DiamondLightSource / cothread

Cooperative Python Threads and EPICS Channel Access bindings
Apache License 2.0
12 stars 9 forks source link

Calling caget on a disconnected channel fails #17

Closed blondejamtart closed 4 years ago

blondejamtart commented 4 years ago

There doesn't seem to be any way to wait for the channel to reconnect.

Araneidae commented 4 years ago

@thomascobb , I'd be interested in your ideas for this. One option would be for caget/caput to always wait for reconnection ... but that would be a possibly incompatible change.

Edit: It looks like this is exactly what it does now, so whatever Brian is seeing is something else.

Araneidae commented 4 years ago

@btester271828 , I'm not able to reproduce this in a simple way. In my simple test, I do:

  1. caget from an existing PV
  2. close the IOC serving the PV
  3. caget the PV

It looks like cothread correctly waits for the PV to reconnect, timing out if this doesn't happen in time. Can you please give a small self contained demonstration of this problem?

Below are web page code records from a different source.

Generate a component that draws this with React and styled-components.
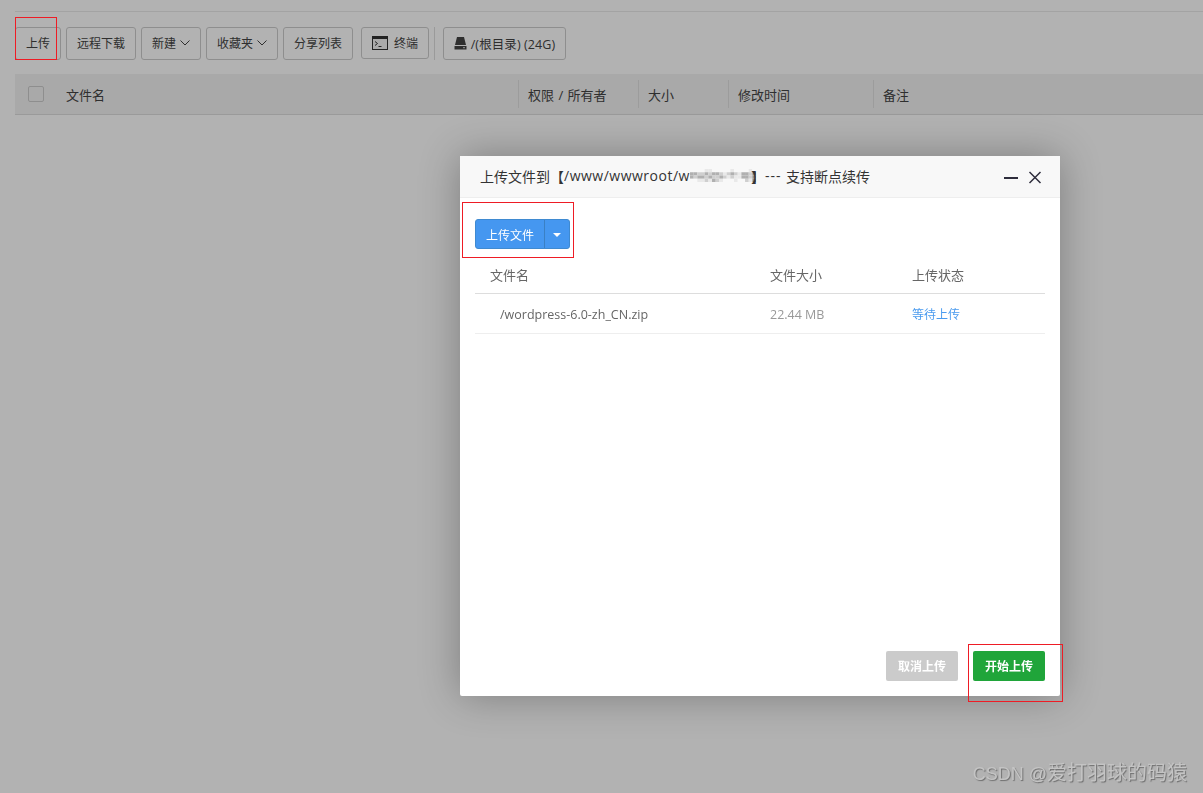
import React from 'react';
import styled, { createGlobalStyle } from 'styled-components';

const GlobalStyle = createGlobalStyle`
  html, body {
    margin: 0;
    height: 100%;
    background: #fff;
    font-family: "Open Sans", "Noto Sans CJK SC", sans-serif;
    overflow: hidden;
  }
  * { box-sizing: border-box; }
`;

const Page = styled.div`
  height: 793px;
  padding: 11px 0 0 15px;
`;

const TopLine = styled.div`
  height: 1px;
  background: #eaeaea;
`;

const Toolbar = styled.div`
  display: flex;
  align-items: flex-start;
  gap: 5px;
  margin-top: 15px;
  height: 33px;
`;

const ToolButton = styled.div`
  display: flex;
  align-items: center;
  justify-content: center;
  gap: ${(p) => p.$gap || 0}px;
  width: ${(p) => p.$w}px;
  height: ${(p) => p.$h || 33}px;
  padding-bottom: 1px;
  border: 1px solid #ccc;
  border-radius: 3px;
  background: #fff;
  color: #444;
  font-size: 12px;
  white-space: nowrap;
`;

const TerminalButton = styled(ToolButton)`
  margin-left: 3px;
`;

const ToolDivider = styled.div`
  width: 1px;
  height: 33px;
  background: #ddd;
  margin-right: 3px;
`;

const DriveLabel = styled.span`
  font-size: 12.5px;
  letter-spacing: 0.1px;
`;

const TableHead = styled.div`
  display: flex;
  align-items: center;
  height: 41px;
  margin-top: 14px;
  background: #f2f2f2;
  border-bottom: 1px solid #ddd;
  color: #444;
  font-size: 13px;
`;

const Checkbox = styled.div`
  width: 16px;
  height: 16px;
  margin-left: 13px;
  margin-right: 22px;
  border: 1px solid #ccc;
  border-radius: 2px;
  background: #f2f2f2;
`;

const HeadCell = styled.div`
  display: flex;
  align-items: center;
  width: ${(p) => p.$w}px;
  height: 28px;
  padding-top: 1px;
  padding-left: ${(p) => (p.$first ? 0 : 9)}px;
  border-left: ${(p) => (p.$first ? 'none' : '1px solid #e0e0e0')};
  white-space: pre;
  word-spacing: 1px;
`;

const Backdrop = styled.div`
  position: fixed;
  inset: 0;
  background: rgba(0, 0, 0, 0.3);
`;

const Modal = styled.div`
  position: absolute;
  left: 460px;
  top: 156px;
  width: 600px;
  height: 540px;
  display: flex;
  flex-direction: column;
  background: #fff;
  border-radius: 2px;
  box-shadow: 0 0 40px rgba(0, 0, 0, 0.3);
`;

const ModalTitle = styled.div`
  display: flex;
  align-items: center;
  height: 42px;
  padding: 0 18px 2px 20px;
  background: #f8f8f8;
  border-bottom: 1px solid #eee;
  color: #333;
  font-size: 14px;
  white-space: pre;
`;

const TitlePath = styled.span`
  letter-spacing: 0.5px;
`;

const TitleDashes = styled.span`
  letter-spacing: 1px;
`;

const MosaicWrap = styled.svg`
  margin-right: -5px;
`;

const TitleActions = styled.div`
  display: flex;
  align-items: center;
  gap: 10px;
  margin-left: auto;
  padding-top: 2px;
  color: #2e2d3c;
`;

const ModalBody = styled.div`
  flex: 1;
  padding: 21px 15px 0;
`;

const SplitButton = styled.div`
  display: flex;
  width: 95px;
  height: 30px;
  border: 1px solid #3f8ad1;
  border-radius: 3px;
  background: #4597f0;
  color: #fff;
  font-size: 12px;
`;

const SplitLabel = styled.div`
  display: flex;
  align-items: center;
  justify-content: center;
  width: 69px;
  padding-top: 1px;
  border-right: 1px solid #3a80c4;
`;

const SplitCaret = styled.div`
  flex: 1;
  display: flex;
  align-items: center;
  justify-content: center;
  &::after {
    content: '';
    border-top: 4px solid #fff;
    border-left: 4px solid transparent;
    border-right: 4px solid transparent;
    margin-top: 1px;
  }
`;

const Row = styled.div`
  display: grid;
  grid-template-columns: 295px 142px 1fr;
  align-items: center;
  margin-top: ${(p) => p.$top || 0}px;
  height: ${(p) => p.$h}px;
  padding: ${(p) => p.$pad || '0'};
  border-bottom: 1px solid ${(p) => p.$line};
  font-size: ${(p) => p.$size}px;
`;

const Cell = styled.div`
  padding-left: ${(p) => p.$pad || 0}px;
  color: ${(p) => p.$color || '#666'};
`;

const StatusCell = styled(Cell)`
  font-size: 12px;
`;

const ModalFooter = styled.div`
  display: flex;
  justify-content: flex-end;
  gap: 15px;
  padding: 0 15px 15px;
`;

const FooterButton = styled.div`
  display: flex;
  align-items: center;
  justify-content: center;
  width: 72px;
  height: 30px;
  border-radius: 2px;
  background: ${(p) => p.$bg};
  color: #fff;
  font-size: 12px;
  font-weight: 700;
`;

const RedBox = styled.div`
  position: absolute;
  left: ${(p) => p.$x}px;
  top: ${(p) => p.$y}px;
  width: ${(p) => p.$w}px;
  height: ${(p) => p.$h}px;
  border: 1px solid #ee1c25;
`;

const Watermark = styled.div`
  position: absolute;
  right: 16px;
  bottom: 6px;
  color: #c4c4c4;
  font-family: "Liberation Sans", "Noto Sans CJK SC", sans-serif;
  font-size: 20px;
  line-height: 26px;
  text-shadow: 1px 1px 1px #6e6e6e;
  white-space: pre;
`;

const WatermarkLatin = styled.span`
  font-size: 18px;
`;

const MOSAIC = [
  '    ..     .    . ',
  '##++#+##+.+#+.##+@',
  '#+##+#++#+.+..##+@',
  '  ..+.#+.   .  +.@',
];

const MOSAIC_SHADES = { '@': '#8f8f8f', '#': '#b0b0b0', '+': '#cfcfcf', '.': '#e9e9e9', ' ': '#f8f8f8' };

const TerminalIcon = () => (
  <svg width="16" height="14" viewBox="0 0 16 14">
    <rect x="0.5" y="0.5" width="15" height="13" fill="#f4f4f4" stroke="#333" />
    <rect x="0.5" y="0.5" width="15" height="2.5" fill="#333" />
    <path d="M3 5.5l2.5 2-2.5 2M6.5 10.5h3" fill="none" stroke="#333" />
  </svg>
);

const DiskIcon = () => (
  <svg width="13" height="13" viewBox="0 0 13 13">
    <path d="M3 0h7l2 8H1z" fill="#444" />
    <path d="M1 9h11.500v3.500H0.500V9z" fill="#444" />
    <rect x="9" y="10.200" width="2" height="1" fill="#ddd" />
  </svg>
);

const Chevron = () => (
  <svg width="10" height="6" viewBox="0 0 10 6">
    <path d="M0.500 0.500L5 5l4.500-4.500" fill="none" stroke="#444" />
  </svg>
);

const Mosaic = () => (
  <MosaicWrap width="66" height="13" viewBox="0 0 66 13">
    {MOSAIC.map((line, y) =>
      line.split('').map((c, x) => (
        <rect
          key={`${x}-${y}`}
          x={x * 3.67}
          y={y * 3.25}
          width="3.67"
          height="3.25"
          fill={MOSAIC_SHADES[c]}
        />
      ))
    )}
  </MosaicWrap>
);

const App = () => (
  <>
    <GlobalStyle />
    <Page>
      <TopLine />
      <Toolbar>
        <ToolButton $w={46}>上传</ToolButton>
        <ToolButton $w={70}>远程下载</ToolButton>
        <ToolButton $w={60} $gap={4}>新建<Chevron /></ToolButton>
        <ToolButton $w={72} $gap={4}>收藏夹<Chevron /></ToolButton>
        <ToolButton $w={70}>分享列表</ToolButton>
        <TerminalButton $w={68} $h={32} $gap={6}><TerminalIcon />终端</TerminalButton>
        <ToolDivider />
        <ToolButton $w={123} $gap={4}><DiskIcon /><DriveLabel>/(根目录) (24G)</DriveLabel></ToolButton>
      </Toolbar>
      <TableHead>
        <Checkbox />
        <HeadCell $first $w={452}>文件名</HeadCell>
        <HeadCell $w={120}>权限 / 所有者</HeadCell>
        <HeadCell $w={90}>大小</HeadCell>
        <HeadCell $w={145}>修改时间</HeadCell>
        <HeadCell $w={200}>备注</HeadCell>
      </TableHead>
    </Page>
    <Backdrop />
    <Modal>
      <ModalTitle>
        上传文件到【<TitlePath>/www/wwwroot/w</TitlePath>
        <Mosaic />
        】<TitleDashes>--- </TitleDashes>支持断点续传
        <TitleActions>
          <svg width="14" height="14" viewBox="0 0 14 14">
            <rect x="0" y="7" width="14" height="2" fill="currentColor" />
          </svg>
          <svg width="14" height="14" viewBox="0 0 14 14">
            <path d="M1.500 2l11 11M12.500 2l-11 11" stroke="currentColor" strokeWidth="1.500" />
          </svg>
        </TitleActions>
      </ModalTitle>
      <ModalBody>
        <SplitButton>
          <SplitLabel>上传文件</SplitLabel>
          <SplitCaret />
        </SplitButton>
        <Row $top={10} $h={35} $pad="0 0 3px" $size={13} $line="#ddd">
          <Cell $pad={15}>文件名</Cell>
          <Cell>文件大小</Cell>
          <Cell>上传状态</Cell>
        </Row>
        <Row $h={40} $pad="1px 0 0" $size={12.5} $line="#eee">
          <Cell $pad={25}>/wordpress-6.0-zh_CN.zip</Cell>
          <Cell $color="#999">22.44 MB</Cell>
          <StatusCell $color="#4a9bef">等待上传</StatusCell>
        </Row>
      </ModalBody>
      <ModalFooter>
        <FooterButton $bg="#cbcbcb">取消上传</FooterButton>
        <FooterButton $bg="#20a53a">开始上传</FooterButton>
      </ModalFooter>
    </Modal>
    <RedBox $x={15} $y={17} $w={42} $h={43} />
    <RedBox $x={462} $y={202} $w={112} $h={56} />
    <RedBox $x={968} $y={644} $w={95} $h={58} />
    <Watermark><WatermarkLatin>CSDN @</WatermarkLatin>爱打羽球的码猿</Watermark>
  </>
);

export default App;
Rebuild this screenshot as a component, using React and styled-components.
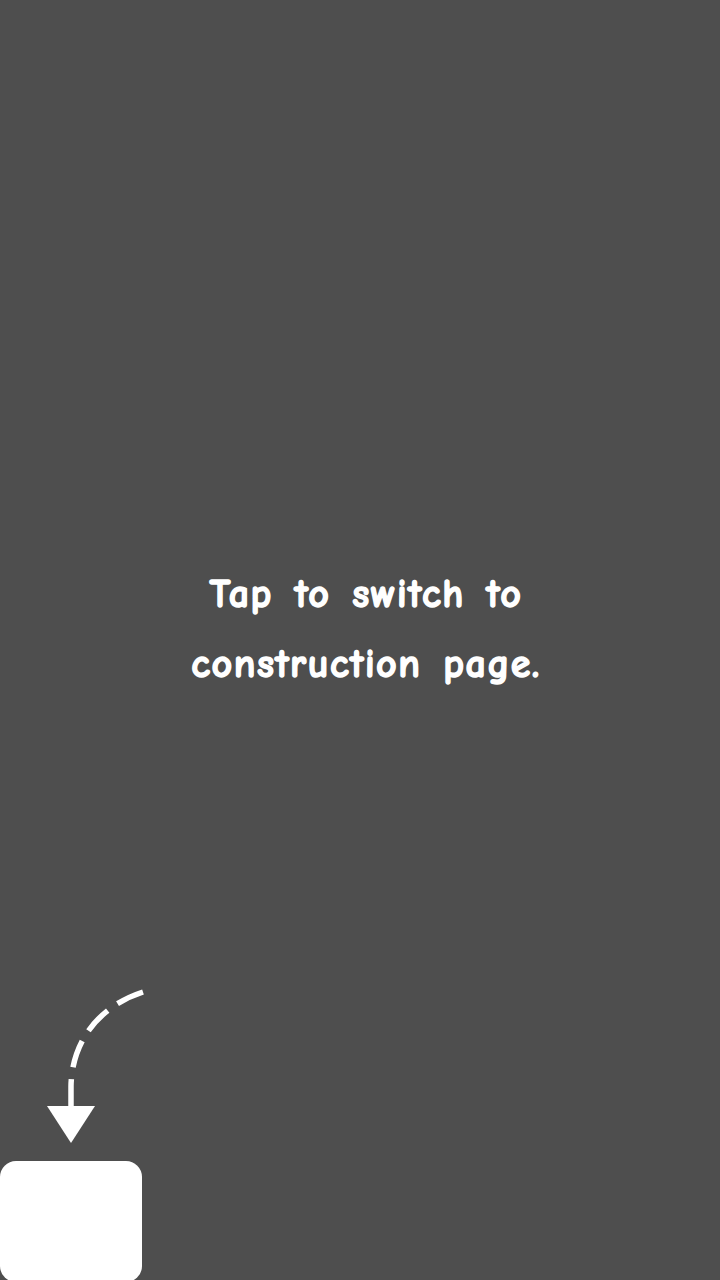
import React from "react";
import styled, { createGlobalStyle } from "styled-components";

const GlobalStyle = createGlobalStyle`
  html, body {
    margin: 0;
    padding: 0;
    background: #4e4e4e;
  }
`;

const Page = styled.div`
  position: relative;
  height: 1280px;
  width: 720px;
  overflow: hidden;
  background: #4e4e4e;
  display: flex;
  align-items: center;
  justify-content: center;
`;

const Message = styled.p`
  margin: 0 0 22px 12px;
  color: #fff;
  font-family: "Comic Sans MS", "Comic Neue", "Open Sans", sans-serif;
  font-weight: 700;
  font-size: 40px;
  line-height: 70px;
  letter-spacing: 1.5px;
  word-spacing: 6px;
  text-align: center;
  -webkit-text-stroke: 1.4px #fff;
`;

const Hint = styled.div`
  position: absolute;
  left: 0;
  bottom: -2px;
  display: flex;
  flex-direction: column;
`;

const TapBox = styled.button`
  width: 142px;
  height: 121px;
  margin-top: 11px;
  border: none;
  border-radius: 16px;
  background: #fff;
  cursor: pointer;
`;

const CurvedArrow = () => (
  <svg width="150" height="170" viewBox="0 980 150 170" style={{ display: "block" }}>
    <path
      d="M143 992 C 100 1006, 72 1040, 71 1086 L 71 1108"
      fill="none"
      stroke="#fff"
      strokeWidth="5.5"
      strokeDasharray="28 12"
    />
    <polygon points="47,1106 95,1106 71,1143" fill="#fff" />
  </svg>
);

export default function App() {
  return (
    <>
      <GlobalStyle />
      <Page>
        <Message>
          Tap to switch to
          <br />
          construction page.
        </Message>
        <Hint>
          <CurvedArrow />
          <TapBox aria-label="switch to construction page" />
        </Hint>
      </Page>
    </>
  );
}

Edit: It's possible that what we're seeing here is a race condition, with the PV disconnecting between caget waiting for the connection to complete and interrogating the the channel for its underlying data type. If so, I doubth this isn't fixable

blondejamtart commented 4 years ago

The specific case I had was:

  1. caget existing PV
  2. close the IOC serving it
  3. restart the IOC on a different TCP port
  4. caget the new PV
thomascobb commented 4 years ago

I think as long as it reconnected with the timeout then that would be fine...

blondejamtart commented 4 years ago

The following python script reproduces the error (will need tweaks for importing cothread/numpy):

import sys
import os
import subprocess
import time

from pkg_resources import require
require("numpy")
sys.path.append("/scratch/myr45768/Git/cothread")
from cothread import catools

# epics_base = '/scratch/myr45768/Git/epics-base'
epics_base = '/dls_sw/epics/R3.14.12.7/base'

softIoc_bin = epics_base + "/bin/linux-x86_64/softIoc"

# load some pre-existing template & define macros for it

db_template = '/dls/technical/controls/myr45768/pymalcolm/malcolm/modules/system/db/system.template'

stats = dict()
sys_call_bytes = open('/proc/%s/cmdline' % os.getpid(), 'rb').read().split(b'\0')
sys_call = [el.decode("utf-8") for el in sys_call_bytes]
stats["pymalcolm_path"] = os.path.abspath(sys_call[1])
stats["yaml_path"] = os.path.abspath(sys_call[2])
stats["yaml_ver"] = "bugMaker"

stats["pymalcolm_ver"] = "not pymalcolm"
hostname = os.uname()[1]
stats["kernel"] = "%s %s" % (os.uname()[0], os.uname()[2])
stats["hostname"] = hostname if len(hostname) < 39 else hostname[:35] + '...'
pid = os.getpid()
stats["pid"] = pid

simultaneous = 10

iocs = []
db_macros = []
for i in range(simultaneous):
    iocs += [None]
    db_macros += [None]

for i in range(len(iocs)):        
        db_macros[i] = "prefix='pc0111-BUG-R01-%02d'" % (i + 1)    
        for key, value in stats.items():
            db_macros[i] += ",%s='%s'" % (key, value)

# done defining db template, launch some IOCs!

for repeats in range(100):      

    print("Iteration %d" % repeats)
    for i in range(len(iocs)):        
         iocs[i] = subprocess.Popen(
            softIoc_bin + " -m " + db_macros[i] + " -d " + db_template + " 2> err", 
            stdout=subprocess.PIPE, stdin=subprocess.PIPE, shell=True)

    time.sleep(0.5)

    errored = False
    for i in range(len(iocs)):        
        val = catools.caget('pc0111-BUG-R01-%02d:PID' % (i + 1))

    for ioc in iocs:    
        ioc.terminate()
    time.sleep(0.5)
Araneidae commented 4 years ago

This looks like a race condition between checking whether the channel is connected and actually using it. With asynchronous CA handling (see commit 897a29fdd4fa0560b63e135139d86ae69557d7d3), avoiding this is fundamentally impossible.

Closing this as cannot sensibly fix.